原作は超人気BL小説とのこと。再編集したものを放送するくらいなので、ドラマシャワー 枠のBL作品の中ではかなり評判がよかったのだろう。昨年のオリジナル版と今回の完全版と2回見て、よくまとまった落ち着いた作品だと思うのだけれど、なんとなく私は、この”生きた死体”という設定にスッと馴染めないところがあった。
元々人の命には限りがあって、ずっと同じ状態でいつまでも生きていられないのは、生きた死体の浩一だけでなく、周りの生きている人間も同じ。浩一はだんだん死に近づいていて、迫りくる永遠の別れが悲しみをさそうはずだったのかもしれないが、生きている人間だって気付かないだけで実はものすごいスピードで死に近づいていて突然別れがくる事もある。或いは短い余生を突然告げられて絶望し、いつ訪れるかわからない最後の日に怯えながら時を過ごす事もある。”生きた死体”だけに永遠の別れが訪れるわけではない、となると、"生きた死体"でないと描けなかったことってなんだったのか。その辺りが私には今ひとつスッと入ってこなかったのかと思う。
もう一つは、満役の井上想良が私には最後までなかなか高校生に見えてこなかったこと。今までもこういうことはあったので珍しいことでもないのだけど、今回見直すまで自分でわかっていなかった。物語の終わりで大学生になったいた彼がとても自然に見えたことで、自分の中にあった違和感に今になって改めて気づいた感じだった。

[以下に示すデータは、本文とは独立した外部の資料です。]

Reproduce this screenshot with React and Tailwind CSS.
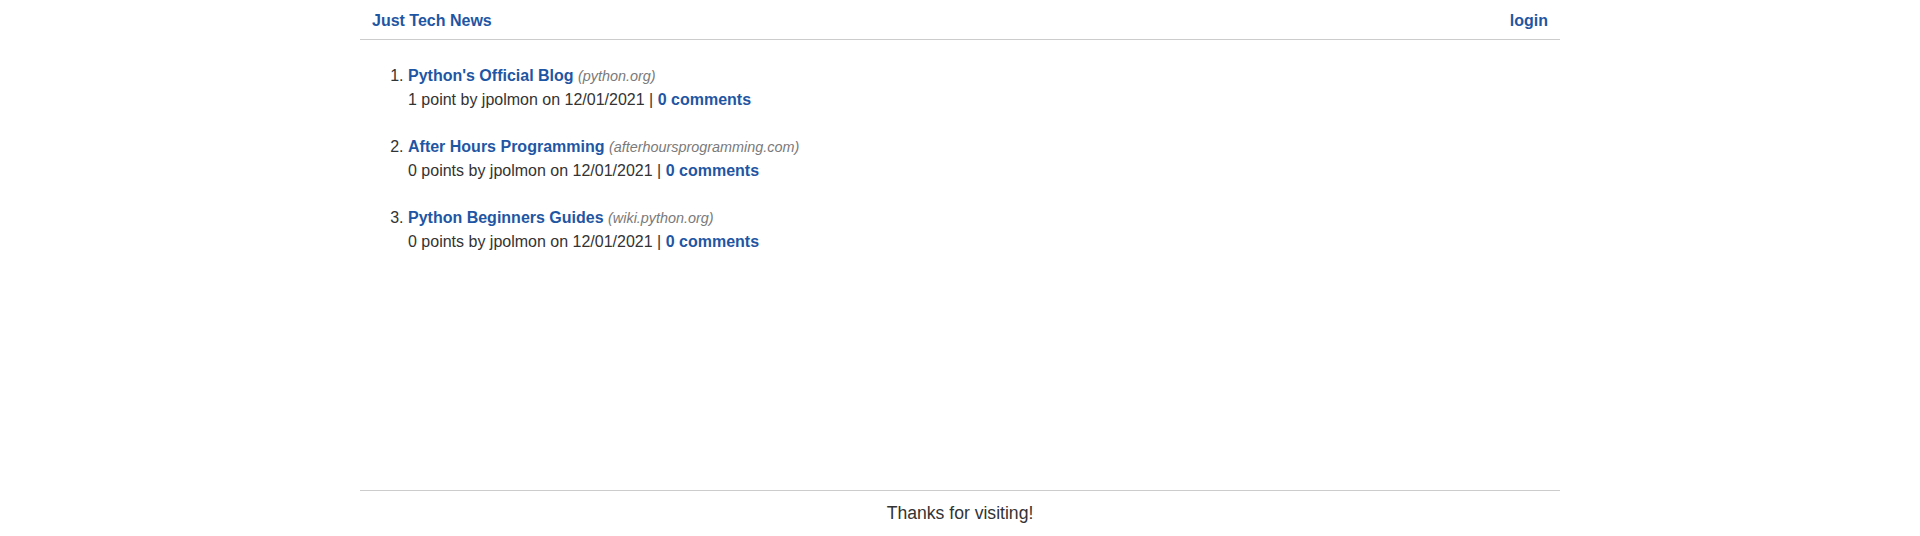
import React from "react";

const posts = [
  { title: "Python's Official Blog", domain: "python.org", points: "1 point" },
  { title: "After Hours Programming", domain: "afterhoursprogramming.com", points: "0 points" },
  { title: "Python Beginners Guides", domain: "wiki.python.org", points: "0 points" },
];

export default function App() {
  return (
    <div className="min-h-screen flex flex-col bg-white text-[#333] font-['Liberation_Sans',Arial,sans-serif] text-[16px] leading-[24px]">
      <div className="w-[1200px] mx-auto flex-1 flex flex-col">
        <header className="flex justify-between items-center px-3 pt-[2px] h-[40px] border-b border-[#cccccc]">
          <a href="#" className="font-bold text-[#1f56a3]">Just Tech News</a>
          <a href="#" className="font-bold text-[#1f56a3]">login</a>
        </header>
        <main className="flex-1 px-2 pt-6">
          <ol className="list-decimal pl-10">
            {posts.map((p, i) => (
              <li key={i} className="mb-[23px]">
                <div className="h-[24px]">
                  <a href="#" className="font-bold text-[#1f56a3]">{p.title}</a>{" "}
                  <span className="italic text-[14.4px] leading-none text-[#7a7a7a]">({p.domain})</span>
                </div>
                <div className="h-[24px]">
                  {p.points} by jpolmon on 12/01/2021 |{" "}
                  <a href="#" className="font-bold text-[#1f56a3]">0 comments</a>
                </div>
              </li>
            ))}
          </ol>
        </main>
        <footer className="border-t border-[#cccccc] pt-[10px] pb-[11px] text-center text-[17.6px] leading-[24px]">
          Thanks for visiting!
        </footer>
      </div>
    </div>
  );
}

泣けて泣けて仕方ないストーリーと聞いて、自分でもそんなつもりで昨年のオリジナル版を初めて見たのだが、私はそれほど泣けずに終わってしまった。何か大事ものを見落としたのかと思った。確かめたい気持ちもあり今回もう一度見てみて、自分がなぜあまり泣けなかったかが少し分かった気がした。

私はファンタジーの設定にいい悪いや正解はないと思っている。基本的にはその設定にスッと入り込めればそれでいいのだと思う。結局は好みの問題ということになってしまうのかな。
こんな事を書きながら、このドラマをいつか見直したら、滂沱の涙を流すのかもしれない。

私はこの物語の世界に入り込みそびれてしまったが、映像は昔の学園ドラマを思い出させる懐かしい雰囲気と落ち着きがあったし、俳優たちの演技も全悪くはなく、どこかドラマ全体が懐かしさを感じさせる(もしかして松村雄基のおかげ?!)しっとりと上手くまとまった作品だったと思う。
前にも少し書いたが、雨の日に昇降口で二人が偶然に視線をかわして恋に落ちるシーンが、私はとても好きだった。